The full heat of a Spanish summer therefore makes the long vacation something of a necessity. And of course it’s fantastic for the kids. When I was growing up our six week summer break from school seemed like forever. But three months! And being able to spend it on a Mediterranean beach … it makes me green just thinking about it.

 

Still, it’s not so great for the parents, for two reasons.

 

Firstly, three months is a long time to be out of the school routine, with its timetable and the habit of learning that comes with being in the classroom.

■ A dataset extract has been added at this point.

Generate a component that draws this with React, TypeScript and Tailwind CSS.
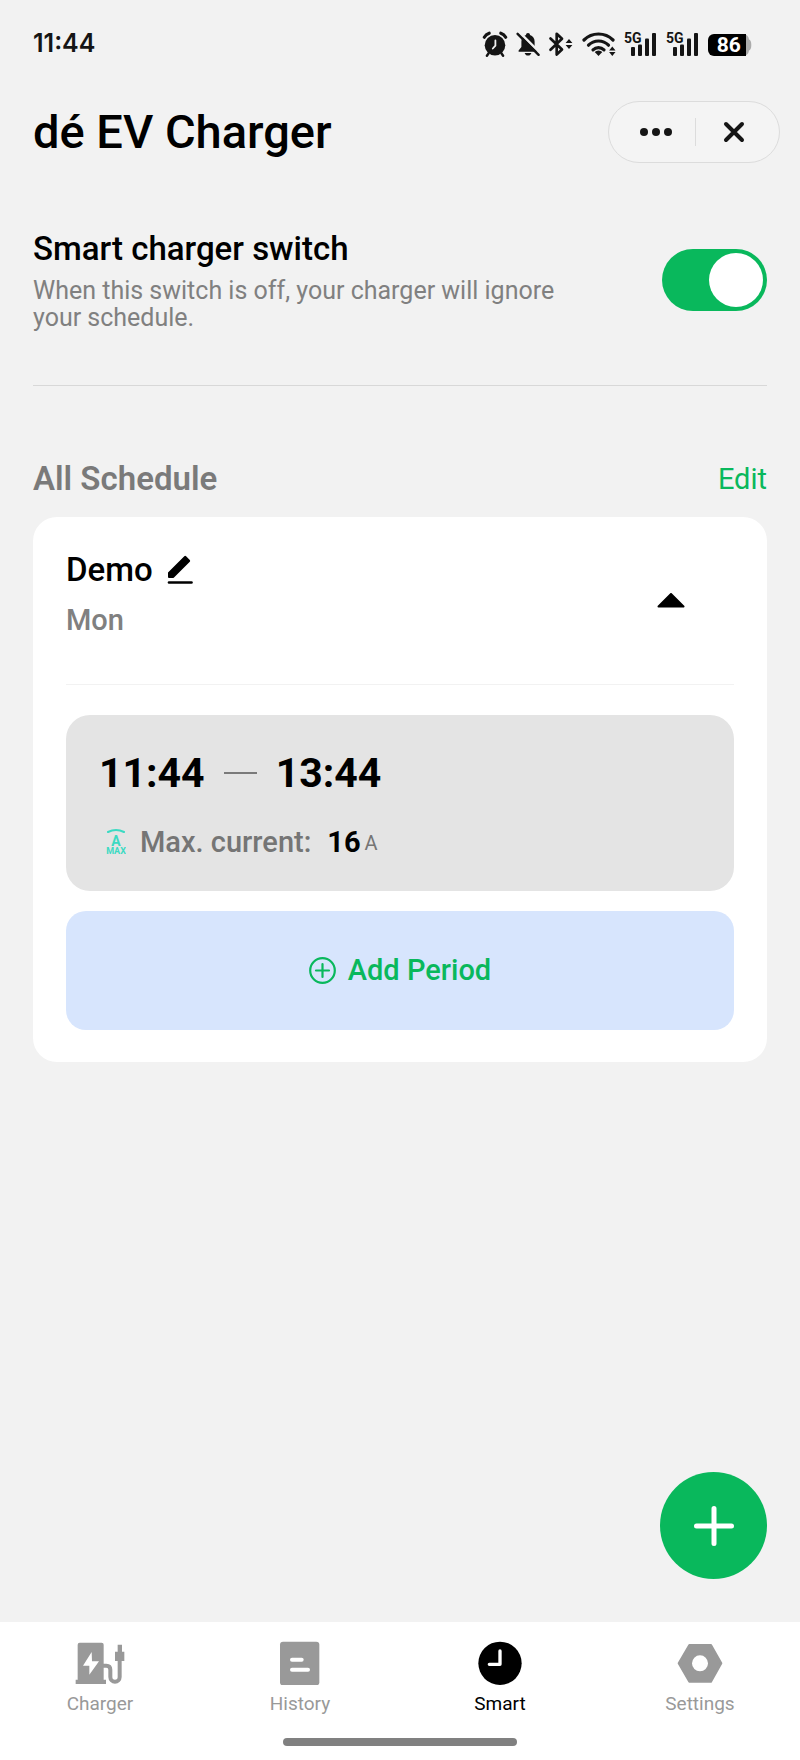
const SignalIcon = () => (
  <svg width="34" height="26" viewBox="0 0 34 26" fill="#151515" aria-hidden="true">
    <text x="0" y="12" fontSize="14" fontWeight="700" fontFamily="Roboto, sans-serif">5G</text>
    <rect x="7" y="16" width="4" height="9" rx="1" />
    <rect x="14" y="13.5" width="4" height="11.5" rx="1" />
    <rect x="21" y="7.5" width="4" height="17.5" rx="1" />
    <rect x="28" y="2" width="4" height="23" rx="1" />
  </svg>
);

const StatusBar = () => {
  return (
    <div className="flex h-[88px] items-center justify-between pl-[33px] pr-12">
      <span className="font-[Inter,sans-serif] text-[25px] font-semibold text-[#151515]">11:44</span>
      <div className="flex items-center gap-2">
        {/* alarm */}
        <svg width="26" height="26" viewBox="0 0 26 26" fill="none" stroke="#151515" strokeLinecap="round" aria-hidden="true">
          <circle cx="13" cy="14.3" r="10.3" fill="#151515" stroke="none" />
          <path d="M2.3 6.2A9 9 0 0 1 7.2 2.2M23.7 6.2A9 9 0 0 0 18.8 2.2" strokeWidth="3.2" />
          <path d="M6.5 22.5l-1.6 2.3M19.5 22.5l1.6 2.3" strokeWidth="2.4" />
          <path d="M13.4 9.5v5.2l-2.6 2.8" stroke="#f2f2f2" strokeWidth="1.8" />
        </svg>
        {/* muted bell */}
        <svg width="24" height="26" viewBox="0 0 24 26" fill="#151515" aria-hidden="true">
          <path d="M12 2c1.2 0 2 .8 2 2 3 1 4.6 3.5 4.6 6.5V16l2.6 3.500v1.200H2.600v-1.200L5.400 16v-5.500C5.400 7.500 7 5 10 4c0-1.200.8-2 2-2Z" />
          <path d="M8.600 22h6.800c-.6 1.700-1.800 2.600-3.400 2.600s-2.800-.9-3.400-2.600Z" />
          <path d="M3 .8l22 22" stroke="#f2f2f2" strokeWidth="2.400" />
          <path d="M1.600 2.800l21 21" stroke="#151515" strokeWidth="2.400" strokeLinecap="round" />
        </svg>
        {/* bluetooth */}
        <svg width="26" height="26" viewBox="0 0 26 26" aria-hidden="true">
          <path d="M2.500 7.500L14 18.500 8.700 23.500V2.800L14 7.800 2.500 18.800" fill="none" stroke="#151515" strokeWidth="2.700" strokeLinecap="round" strokeLinejoin="round" />
          <path d="M21 8l3.400 4h-6.800zM21 18l3.400-4h-6.800z" fill="#151515" />
        </svg>
        {/* wifi */}
        <svg width="34" height="26" viewBox="0 0 34 26" fill="none" stroke="#151515" strokeWidth="3.200" aria-hidden="true">
          <path d="M2 9A20.500 20.500 0 0 1 31 9" strokeLinecap="round" />
          <path d="M6.500 14.200A14 14 0 0 1 26.500 14.200" strokeLinecap="round" />
          <path d="M11 18.800A8 8 0 0 1 22 18.800" strokeLinecap="round" />
          <path d="M16.500 25l-3.800-4a5.500 5.500 0 0 1 7.600 0z" fill="#151515" stroke="none" />
          <path d="M30.300 15.500l3.200 4h-6.400zM30.300 25l3.200-4h-6.400z" fill="#151515" stroke="none" />
        </svg>
        <SignalIcon />
        <SignalIcon />
        {/* battery */}
        <svg width="44" height="26" viewBox="0 0 44 26" aria-hidden="true">
          <path d="M30 3h5a6 6 0 0 1 6 5.500c1.500.6 2.300 2 2.300 5.500s-.8 4.900-2.300 5.500a6 6 0 0 1-6 5.500h-5z" fill="#ababab" />
          <path d="M6 3h32v22H6a6 6 0 0 1-6-6V9a6 6 0 0 1 6-6Z" fill="#000" />
          <text x="20.700" y="21" textAnchor="middle" fill="#fff" fontSize="21" fontWeight="700" fontFamily="Roboto, sans-serif">86</text>
        </svg>
      </div>
    </div>
  );
};

const Header = () => {
  return (
    <header className="flex h-[88px] items-center justify-between pl-[33px] pr-5">
      <h1 className="text-[47px] font-medium leading-[56px]">dé EV Charger</h1>
      <div className="flex h-[62px] w-[172px] items-center rounded-full border border-[#dcdcdc] bg-[#f4f4f4]">
        <button type="button" aria-label="More" className="flex h-full flex-1 items-center justify-center pl-2">
          <svg width="32" height="8" viewBox="0 0 32 8" fill="#151515">
            <circle cx="4" cy="4" r="4" />
            <circle cx="16" cy="4" r="4" />
            <circle cx="28" cy="4" r="4" />
          </svg>
        </button>
        <span className="h-7 w-px bg-[#dcdcdc]" />
        <button type="button" aria-label="Close" className="flex h-full flex-1 items-center justify-center pr-1.5">
          <svg width="22" height="22" viewBox="0 0 22 22" stroke="#151515" strokeWidth="4" strokeLinecap="round">
            <path d="M3 3l16 16M19 3L3 19" />
          </svg>
        </button>
      </div>
    </header>
  );
};

const Period = () => {
  return (
    <div className="rounded-3xl bg-[#e4e4e4] px-[33px] pb-[31px] pt-[34px]">
      <div className="flex items-center text-[41px] font-bold leading-[48px]">
        <span>11:44</span>
        <span className="mx-[19px] h-0.5 w-[33px] bg-[#7a7a7a]" />
        <span>13:44</span>
      </div>
      <div className="mt-[27px] flex items-center text-[29px] leading-9">
        <svg width="20" height="28" viewBox="0 0 20 28" className="ml-[7px] mr-[14px]" fill="#3bdac2" fontFamily="Roboto, sans-serif" fontWeight="700" textAnchor="middle" aria-hidden="true">
          <path d="M2 4Q10 0 18 4" fill="none" stroke="#3bdac2" strokeWidth="2" strokeLinecap="round" />
          <text x="10" y="18" fontSize="14">A</text>
          <text x="10" y="26" fontSize="9">MAX</text>
        </svg>
        <span className="font-medium text-[#757575]">Max. current:</span>
        <span className="ml-4 font-bold">16</span>
        <span className="ml-1 pt-0.5 text-xl text-[#757575]">A</span>
      </div>
    </div>
  );
};

const ScheduleCard = () => {
  return (
    <section className="mt-[18px] rounded-3xl bg-white px-[33px] pb-8">
      <div className="flex items-center justify-between border-b border-[#f2f2f2]">
        <div className="pb-[46px] pt-[33px]">
          <div className="flex items-center gap-[14px]">
            <h3 className="text-[33px] font-medium leading-10">Demo</h3>
            <button type="button" aria-label="Rename schedule">
              <svg width="26" height="30" viewBox="0 0 26 30">
                <path d="M1 17.500L17.300 1.200q.9-.8 1.800 0l3.700 3.700q.8.9 0 1.800L7 22.500q-.6.600-1.400.600H2q-1 0-1-1z" />
                <path d="M2 27.500h22.500" stroke="#000" strokeWidth="2.600" strokeLinecap="round" />
              </svg>
            </button>
          </div>
          <p className="mt-3 text-[29px] font-medium leading-9 text-[#808080]">Mon</p>
        </div>
        <button type="button" aria-label="Collapse" className="mr-8 p-4">
          <svg width="30" height="16" viewBox="0 0 30 16">
            <path d="M15 1L27.500 13.500H2.500z" stroke="#000" strokeWidth="2" strokeLinejoin="round" />
          </svg>
        </button>
      </div>
      <div className="mt-[30px]">
        <Period />
        <button type="button" className="mt-5 flex h-[119px] w-full items-center justify-center gap-3 rounded-[20px] bg-[#d7e5fd] text-[29px] font-medium text-[#09b85c]">
          <svg width="27" height="27" viewBox="0 0 27 27" fill="none" stroke="#09b85c" strokeWidth="2.200" strokeLinecap="round">
            <circle cx="13.500" cy="13.500" r="12.300" />
            <path d="M13.500 7v13M7 13.500h13" />
          </svg>
          Add Period
        </button>
      </div>
    </section>
  );
};

const tabs = [
  {
    label: "Charger",
    icon: (
      <>
        <path d="M14 5h66q6 0 6 6v105h7v13H2v-13h6V11q0-6 6-6Z" />
        <path d="M50 33L24 74h19v27l29-40H51z" fill="#fff" />
        <path d="M84 74h10q12 0 12 12v22a14 14 0 0 0 28 0V58" fill="none" stroke="currentColor" strokeWidth="12" />
        <path d="M128 11h13v21h7v28h-28V32h8z" />
      </>
    ),
  },
  {
    label: "History",
    icon: (
      <>
        <rect x="15" y="2" width="118" height="131" rx="9" />
        <rect x="45" y="50" width="41" height="12" rx="6" fill="#fff" />
        <rect x="45" y="80" width="60" height="12" rx="6" fill="#fff" />
      </>
    ),
  },
  {
    label: "Smart",
    active: true,
    icon: (
      <>
        <circle cx="75" cy="67" r="65" />
        <path d="M75 30v40H43" fill="none" stroke="#fff" strokeWidth="10" strokeLinecap="round" strokeLinejoin="round" />
      </>
    ),
  },
  {
    label: "Settings",
    icon: (
      <>
        <path d="M11 67L43 12h65l31 55-31 55H43z" stroke="currentColor" strokeWidth="6" strokeLinejoin="round" />
        <circle cx="75" cy="67" r="24" fill="#fff" />
      </>
    ),
  },
];

const BottomNav = () => {
  return (
    <nav className="bg-white pb-[14px] pt-[19px]">
      <div className="grid grid-cols-4">
        {tabs.map((tab) => (
          <a
            key={tab.label}
            href="#"
            aria-current={tab.active ? "page" : undefined}
            className={`flex flex-col items-center gap-[7px] text-[19px] leading-6 ${tab.active ? "text-black" : "text-[#999999]"}`}
          >
            <svg width="50" height="44" viewBox="0 0 150 132" fill="currentColor" aria-hidden="true">
              {tab.icon}
            </svg>
            {tab.label}
          </a>
        ))}
      </div>
      <div className="mx-auto mt-[22px] h-2 w-[234px] rounded-full bg-[#808080]" />
    </nav>
  );
};

const App = () => {
  return (
    <div className="flex min-h-screen flex-col bg-[#f2f2f2] font-[Roboto,sans-serif] text-black">
      <StatusBar />
      <Header />
      <main className="flex flex-1 flex-col px-[33px]">
        <div className="flex items-center justify-between border-b border-[#d8d8d8] pb-[54px] pt-[53px]">
          <div className="max-w-[560px]">
            <label htmlFor="smart-switch" className="block text-[33px] font-medium leading-10">Smart charger switch</label>
            <p id="smart-hint" className="mt-2 text-[25px] leading-[27px] text-[#808080]">
              When this switch is off, your charger will ignore your schedule.
            </p>
          </div>
          <input
            id="smart-switch"
            type="checkbox"
            role="switch"
            aria-describedby="smart-hint"
            defaultChecked
            className="h-[62px] w-[105px] shrink-0 appearance-none rounded-full bg-gray-300 p-1 before:block before:size-[54px] before:rounded-full before:bg-white before:content-[''] checked:bg-[#09b85c] checked:before:ml-[43px]"
          />
        </div>

        <div className="mt-[73px] flex items-center justify-between">
          <h2 className="text-[33px] font-semibold leading-10 text-[#7a7a7a]">All Schedule</h2>
          <button type="button" className="text-[29px] leading-9 text-[#09b85c]">Edit</button>
        </div>
        <ScheduleCard />

        <button type="button" aria-label="Add schedule" className="mb-[43px] mt-auto flex size-[107px] items-center justify-center self-end rounded-full bg-[#09b85c]">
          <svg width="40" height="40" viewBox="0 0 40 40" stroke="#fff" strokeWidth="5" strokeLinecap="round">
            <path d="M20 2.500v35M2.500 20h35" />
          </svg>
        </button>
      </main>
      <BottomNav />
    </div>
  );
};

export default App;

So how are you going to keep them from going crazy with boredom and in that learning mindset through the extended break, so they’re not hardened against school and all it represents when they go back in the autumn?

 

And secondly, if both parents go out to work, as is increasingly common, what are you going to do about childcare? Foist your little angels off on the grandparents for three months? Get a nanny? Quit your job?

 

Or maybe do what many of the Spanish parents seem to and enrol the children in summer school for the duration. Makes you wonder then though why the education department bothers having the long summer break!